Assessment centres

Assessment centres

Assessment centre is the term used for a series of assessments given to a candidate that is applying for a role. They are being used more frequently by government and large corporate employers, as they:

  1. Enable a more comprehensive 'real life' and 'whole person' assessment of candidates;
  2. Are a more objective and equitable recruitment process than interview alone;
  3. Have been found to result in candidate hires that stay longer and develop further within the organisation

Read through our information below to give yourself the best chance at successfully completing an assessment centre. We also have an online assessment centre tool.

Typically candidates will be invited to a workplace or corporate room to participate in a series of activities which may include:

  • Behavioural simulations
  • Group problem solving exercise
  • Presentation
  • Role play
  • Case study
  • Written exercise
  • Interview
  • Psychometric testing

During the activities, the assessors are looking for your demonstration of the competencies they have profiled for the role. In many cases, technical skills can be trained, or evidenced by your degree. Behavioural competencies however, are harder to assess from a resume or interview so the assessment centre gives you the opportunity to demonstrate these in a simulated work setting.

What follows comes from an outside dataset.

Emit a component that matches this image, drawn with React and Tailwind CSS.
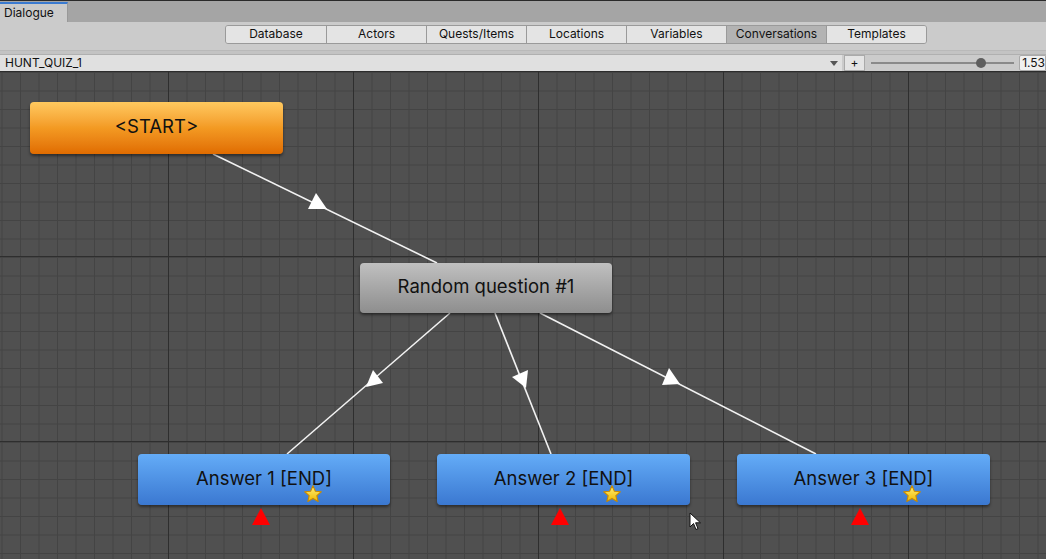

Typical competencies assessed in graduate assessment centres include:

  • Clear and active communicator
  • Works collaboratively
  • Takes initiative
  • Applies critical analysis

These will be well defined by the employer in a job profile, with a series of behavioural indicators to define each competency. Throughout the day's activities, the assessors are looking for you to demonstrate these behaviours.

If you have an idea of what competencies are being assessed, try to think through what behaviours make someone strong in that area.

  • For example, with 'working collaboratively', behaviours might include: addressing others by name, acknowledging what others have said, using eye contact effectively etc.
  • For 'applies critical analysis', behaviours might include: considering all factors; looking at the problem from multiple perspectives etc.

Try to be yourself and demonstrate your own unique qualities and skills. It is worth remembering that you are not competing against other participants, but rather being assessed against the competencies set by the organisation. If all eight participants have demonstrated the competencies then all eight may be accepted through to the next stage.

Our top tips

  • For presentations, remember to structure your argument to get key points across within the (often tight) time allowed.
  • Be well attuned to the values and goals of the organisation. Often the competencies for the role are in keeping with the core values of the organisation.
  • Remember to take photo identification with you - check your invite for requirements.